▶ **MATERIAL**:

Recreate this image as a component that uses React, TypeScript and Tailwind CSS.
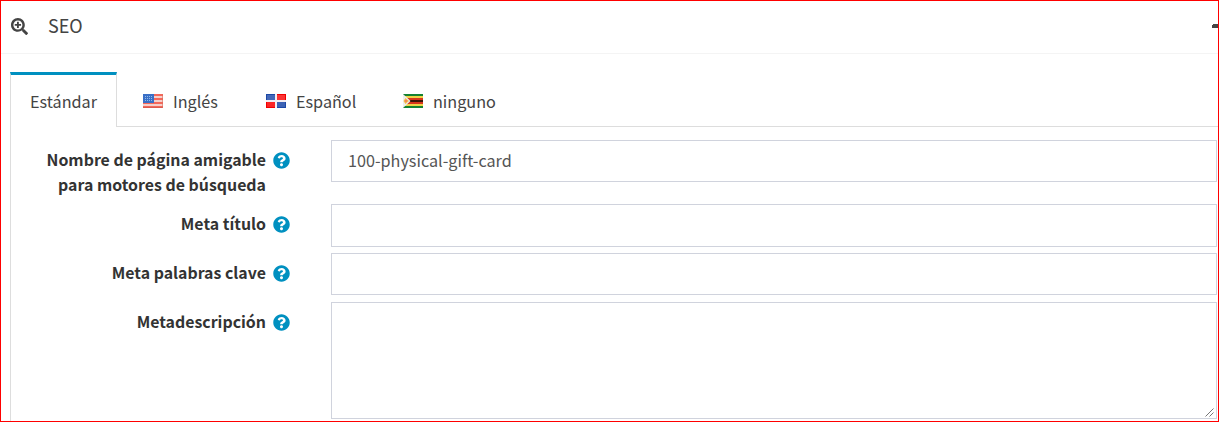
import type { ReactNode } from 'react';
import { FaQuestionCircle, FaSearchPlus } from 'react-icons/fa';

function UsFlag() {
  return (
    <svg width="20" height="14" viewBox="0 0 20 14" shapeRendering="crispEdges">
      <rect width="20" height="14" fill="#f5cfca" />
      {[0, 4, 8, 12].map((y) => (
        <rect key={y} y={y} width="20" height="2" fill="#f4685a" />
      ))}
      <rect width="11" height="9" fill="#3a6fc6" />
      {[2, 4, 6].map((y) =>
        [2, 4, 6, 8].map((x) => <rect key={`${x}-${y}`} x={x} y={y} width="1" height="1" fill="#8fb9ea" />),
      )}
      <rect x="0" y="13" width="20" height="1" fill="#d95b4e" />
      <rect x="19" y="0" width="1" height="14" fill="#d9705f" fillOpacity="0.6" />
    </svg>
  );
}

function DominicanFlag() {
  return (
    <svg width="20" height="14" viewBox="0 0 20 14" shapeRendering="crispEdges">
      <rect width="20" height="14" fill="#f3eef3" />
      <rect width="9" height="6" fill="#1c48a5" />
      <rect x="1" y="1" width="8" height="5" fill="#4468b8" />
      <rect x="11" width="9" height="6" fill="#f00000" />
      <rect x="11" y="1" width="8" height="5" fill="#fb3535" />
      <rect y="8" width="9" height="6" fill="#f00000" />
      <rect x="1" y="8" width="8" height="5" fill="#fb2525" />
      <rect x="11" y="8" width="9" height="6" fill="#1c48a5" />
      <rect x="11" y="8" width="8" height="5" fill="#3d62b4" />
    </svg>
  );
}

function ZimbabweFlag() {
  return (
    <svg width="20" height="14" viewBox="0 0 20 14">
      <rect width="20" height="14" fill="#158232" />
      <rect y="2" width="20" height="10" fill="#efd348" />
      <rect y="4" width="20" height="6" fill="#d8361c" />
      <rect y="6" width="20" height="2" fill="#401408" />
      <path d="M0 0L7.5 7L0 14Z" fill="#eeeeee" />
      <path d="M0.5 7L2.5 4L4 5.5L6 7L4 8.5L2.5 10Z" fill="#f5bd4a" />
      <circle cx="3" cy="7" r="1.2" fill="#f3865a" />
    </svg>
  );
}

function Tab({ icon, label, width }: { icon: ReactNode; label: string; width: string }) {
  return (
    <div className={`flex h-[55px] items-center gap-[10px] border-b border-[#dddddd] pt-[3px] ${width}`}>
      {icon}
      <span className="leading-[24px]">{label}</span>
    </div>
  );
}

function Label({ children }: { children: ReactNode }) {
  return (
    <div className="flex w-[279px] shrink-0 justify-end gap-[7px] pt-[7px] text-right text-[15.9px] font-bold leading-[25px] text-[#333333]">
      <span>{children}</span>
      <FaQuestionCircle className="mt-[5px] size-[17px] shrink-0 text-[#0090c0]" />
    </div>
  );
}

function Field({ label, children }: { label: ReactNode; children: ReactNode }) {
  return (
    <div className="flex gap-[41px]">
      <Label>{label}</Label>
      {children}
    </div>
  );
}

const input = 'w-[886px] border border-[#d0d3dd] bg-white px-4 text-[#555555] outline-none';

export default function App() {
  return (
    <div className="h-[422px] w-[1219px] overflow-hidden border border-[#ff0000] bg-white font-['Noto_Sans_CJK_SC',sans-serif] text-[16.2px] text-[#444444]">
      <header className="flex h-[53px] items-center border-b border-[#f4f4f4] pl-[10px]">
        <FaSearchPlus className="size-[17px] -translate-y-px" />
        <span className="ml-[20px] pb-[4px] text-[18px] leading-[26px]">SEO</span>
        <svg className="mb-[3px] ml-auto" width="6" height="4" viewBox="0 0 6 4" shapeRendering="crispEdges">
          <path d="M1 0H6V4H0V1H1Z" fill="#444444" />
        </svg>
      </header>
      <div className="ml-[9px] mt-[18px]">
        <nav className="flex h-[55px]">
          <div className="flex h-[55px] w-[107px] items-center justify-center border-x border-t-[3px] border-x-[#dddddd] border-t-[#0090c0]">
            <span className="leading-[24px]">Estándar</span>
          </div>
          <Tab icon={<UsFlag />} label="Inglés" width="w-[123px] pl-[26px]" />
          <Tab icon={<DominicanFlag />} label="Español" width="w-[137px] pl-[26px]" />
          <Tab icon={<ZimbabweFlag />} label="ninguno" width="flex-1 pl-[26px]" />
        </nav>
        <div className="flex h-[300px] flex-col border-l border-[#dddddd] pt-[13px]">
          <div className="h-[64px]">
            <Field label={<>Nombre de página amigable<br />para motores de búsqueda</>}>
              <input className={`h-[42px] pb-[2px] ${input}`} defaultValue="100-physical-gift-card" />
            </Field>
          </div>
          <div className="h-[49px]">
            <Field label="Meta título">
              <input className={`h-[43px] ${input}`} />
            </Field>
          </div>
          <div className="h-[49px]">
            <Field label="Meta palabras clave">
              <input className={`h-[42px] ${input}`} />
            </Field>
          </div>
          <Field label="Metadescripción">
            <div className="relative h-[117px]">
              <textarea className={`block h-[117px] resize-none ${input}`} />
              <svg className="absolute bottom-[2px] right-[3px]" width="9" height="9" viewBox="0 0 9 9">
                <path d="M0.5 8.5L8.5 0.5M4.5 8.5L8.5 4.5" stroke="#666666" strokeWidth="0.9" />
              </svg>
            </div>
          </Field>
        </div>
      </div>
    </div>
  );
}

▶ **EXERCISE**: Your copy of the data should match it exactly, except that pictures are left out.

▶ **FULL ANSWER**:
Recreate this image as a component that uses React, TypeScript and Tailwind CSS.
import type { ReactNode } from 'react';
import { FaQuestionCircle, FaSearchPlus } from 'react-icons/fa';

function UsFlag() {
  return (
    <svg width="20" height="14" viewBox="0 0 20 14" shapeRendering="crispEdges">
      <rect width="20" height="14" fill="#f5cfca" />
      {[0, 4, 8, 12].map((y) => (
        <rect key={y} y={y} width="20" height="2" fill="#f4685a" />
      ))}
      <rect width="11" height="9" fill="#3a6fc6" />
      {[2, 4, 6].map((y) =>
        [2, 4, 6, 8].map((x) => <rect key={`${x}-${y}`} x={x} y={y} width="1" height="1" fill="#8fb9ea" />),
      )}
      <rect x="0" y="13" width="20" height="1" fill="#d95b4e" />
      <rect x="19" y="0" width="1" height="14" fill="#d9705f" fillOpacity="0.6" />
    </svg>
  );
}

function DominicanFlag() {
  return (
    <svg width="20" height="14" viewBox="0 0 20 14" shapeRendering="crispEdges">
      <rect width="20" height="14" fill="#f3eef3" />
      <rect width="9" height="6" fill="#1c48a5" />
      <rect x="1" y="1" width="8" height="5" fill="#4468b8" />
      <rect x="11" width="9" height="6" fill="#f00000" />
      <rect x="11" y="1" width="8" height="5" fill="#fb3535" />
      <rect y="8" width="9" height="6" fill="#f00000" />
      <rect x="1" y="8" width="8" height="5" fill="#fb2525" />
      <rect x="11" y="8" width="9" height="6" fill="#1c48a5" />
      <rect x="11" y="8" width="8" height="5" fill="#3d62b4" />
    </svg>
  );
}

function ZimbabweFlag() {
  return (
    <svg width="20" height="14" viewBox="0 0 20 14">
      <rect width="20" height="14" fill="#158232" />
      <rect y="2" width="20" height="10" fill="#efd348" />
      <rect y="4" width="20" height="6" fill="#d8361c" />
      <rect y="6" width="20" height="2" fill="#401408" />
      <path d="M0 0L7.5 7L0 14Z" fill="#eeeeee" />
      <path d="M0.5 7L2.5 4L4 5.5L6 7L4 8.5L2.5 10Z" fill="#f5bd4a" />
      <circle cx="3" cy="7" r="1.2" fill="#f3865a" />
    </svg>
  );
}

function Tab({ icon, label, width }: { icon: ReactNode; label: string; width: string }) {
  return (
    <div className={`flex h-[55px] items-center gap-[10px] border-b border-[#dddddd] pt-[3px] ${width}`}>
      {icon}
      <span className="leading-[24px]">{label}</span>
    </div>
  );
}

function Label({ children }: { children: ReactNode }) {
  return (
    <div className="flex w-[279px] shrink-0 justify-end gap-[7px] pt-[7px] text-right text-[15.9px] font-bold leading-[25px] text-[#333333]">
      <span>{children}</span>
      <FaQuestionCircle className="mt-[5px] size-[17px] shrink-0 text-[#0090c0]" />
    </div>
  );
}

function Field({ label, children }: { label: ReactNode; children: ReactNode }) {
  return (
    <div className="flex gap-[41px]">
      <Label>{label}</Label>
      {children}
    </div>
  );
}

const input = 'w-[886px] border border-[#d0d3dd] bg-white px-4 text-[#555555] outline-none';

export default function App() {
  return (
    <div className="h-[422px] w-[1219px] overflow-hidden border border-[#ff0000] bg-white font-['Noto_Sans_CJK_SC',sans-serif] text-[16.2px] text-[#444444]">
      <header className="flex h-[53px] items-center border-b border-[#f4f4f4] pl-[10px]">
        <FaSearchPlus className="size-[17px] -translate-y-px" />
        <span className="ml-[20px] pb-[4px] text-[18px] leading-[26px]">SEO</span>
        <svg className="mb-[3px] ml-auto" width="6" height="4" viewBox="0 0 6 4" shapeRendering="crispEdges">
          <path d="M1 0H6V4H0V1H1Z" fill="#444444" />
        </svg>
      </header>
      <div className="ml-[9px] mt-[18px]">
        <nav className="flex h-[55px]">
          <div className="flex h-[55px] w-[107px] items-center justify-center border-x border-t-[3px] border-x-[#dddddd] border-t-[#0090c0]">
            <span className="leading-[24px]">Estándar</span>
          </div>
          <Tab icon={<UsFlag />} label="Inglés" width="w-[123px] pl-[26px]" />
          <Tab icon={<DominicanFlag />} label="Español" width="w-[137px] pl-[26px]" />
          <Tab icon={<ZimbabweFlag />} label="ninguno" width="flex-1 pl-[26px]" />
        </nav>
        <div className="flex h-[300px] flex-col border-l border-[#dddddd] pt-[13px]">
          <div className="h-[64px]">
            <Field label={<>Nombre de página amigable<br />para motores de búsqueda</>}>
              <input className={`h-[42px] pb-[2px] ${input}`} defaultValue="100-physical-gift-card" />
            </Field>
          </div>
          <div className="h-[49px]">
            <Field label="Meta título">
              <input className={`h-[43px] ${input}`} />
            </Field>
          </div>
          <div className="h-[49px]">
            <Field label="Meta palabras clave">
              <input className={`h-[42px] ${input}`} />
            </Field>
          </div>
          <Field label="Metadescripción">
            <div className="relative h-[117px]">
              <textarea className={`block h-[117px] resize-none ${input}`} />
              <svg className="absolute bottom-[2px] right-[3px]" width="9" height="9" viewBox="0 0 9 9">
                <path d="M0.5 8.5L8.5 0.5M4.5 8.5L8.5 4.5" stroke="#666666" strokeWidth="0.9" />
              </svg>
            </div>
          </Field>
        </div>
      </div>
    </div>
  );
}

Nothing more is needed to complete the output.